Some fund management companies claim generally-termed value stocks will revive, and some are claiming “value approach” & pursuing very concentrated strategies for low priced equities. However, I believe those low-price oriented strategies (I call it a low price multiple strategy to clarify my position on value, to be precise) would deliver intermittent positive relative return at best.
First, a low priced multiple strategy works only in a booming economy. It worked when economic cycles had a robust upward trend line. A group of low-priced stocks is primarily having some issues – either company-specific, industry-specific, or economy-related. The positive return occurs when things turn around, and the problems start to get moderate.
That recovery is more frequent and less complicated when the entire economy is expanding and absorbing difficulties. In a sense, an improvement from the low-priced condition gets harder when things are getting severe. In that case, only the strongest and fittest can survive.
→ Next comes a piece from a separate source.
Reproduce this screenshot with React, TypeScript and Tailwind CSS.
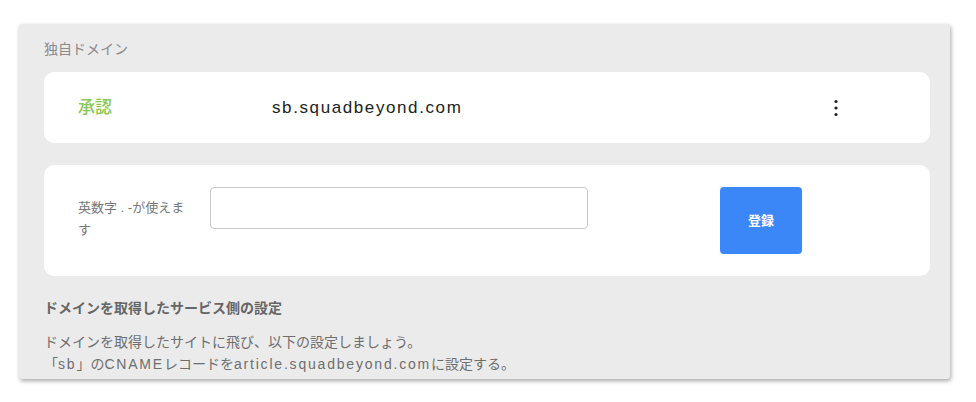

It would not be impossible for low-priced stocks to recover, but the efforts to make turnaround successful require substantially more careful management and robust execution. The window of opportunity got slim. That is why more and more private equities are trying to re-engineer those companies to generate a return. It is another side of the coin.
Secondly, the structural shift started in the mid-90s is continuing to shift the source of value-added from physical to intangible assets, implying the faster depreciation of tangible assets than accounting suggests.
Productivity is a primary source of intrinsic value growth driver, and if you think over the big picture since the 70s, although there has been a shift between a. volume-led productivity growth with leveraging the initial low cost and b. information technology-led productivity gain, it is information technology that worked consistently throughout the last 50 years.
But the initial study on low PBR effect by French Farma was done in the early 90s, and the dataset did not include the period where the industry shift has taken place. Cross-sectional analysis tells just that specific statistical attributes were confirmed from the past samples. Still, it does not provide a basis that guarantees that future samples are statistically indifferent from the prior samples used for research.
In association with it, there is an argument against using book value to classify companies into value and growth. The inherent flaw in book value comes from off-balance & intangible (such as a management team and employees) is not reflected in book value and is getting more critical. That leads to the assumption that companies with substantial intangible assets have a lower book value than they should. PBR should be lower for these companies.
It is an interesting discussion, but there will be no conclusion as ultimately, a company does not own and control all intangible assets, including human assets and various goodwill of the brand. Moreover, valuing such assets is too subjective to determine a fair depreciation method with a potentially large room of manipulative goodwill valuation.
Third and most importantly, there is a long-standing confusion of value investing (as well as growth investing) and its relation with value. Value investing, defined by French and Fama, was an investment in low PBR stocks. Value-oriented investing is a thoughtful act of the investment judgment that constitutes intrinsic value as a core & critical element. It has nothing to do with investment in a group of low-price multiple stocks. It is an equity selection strategy using a price multiple without analyzing intrinsic value. It is price-oriented rather than value-oriented.
That is why I use the name of a low price multiple strategy, not a fundamental value-oriented investing. It is a quantitative and price-oriented strategy, which is in essence an arbitrage trading strategy rather than a long-term investment. Just a name, but it carries different and confusing ideas. Mixing it with a genuine fundamental approach would make the implementation process inconsistent.
Fourth, value-oriented investing is evolving in response to the shifting whole economic picture. As the world population growth is getting slower under the post-financial crisis discipline of cash generation prioritized corporate finance environment, a window of opportunities to grow intrinsic value will continue to get smaller. As such, the relevance of a static arbitrage analysis of intrinsic value and market price at a point of time continues to recede. Instead, a dynamic analysis of the long term intrinsic value growth will become a significant and central axis of the next-gen value-oriented fundamental investing.
Fifth, as even retail investors can quickly point out, the low-interest-rate environment does not help low-priced securities as much. Those low-priced equities are generally matured, so the intrinsic value is composed of the near-term cash flow more than future cash flow. In other words, they are short duration equity. The opposite applies to the companies with long-duration growth and in the early stage business cycle. However, as mentioned, the nominal interest rate has got affected by central banks’ actions, but its long term trend shows the structual lower growth of economies waiting for us ahead. So, just looking at an interest rate (either time-series-wise or cross-sectionally) independent from the assumed growth lacks the holistic perspectives.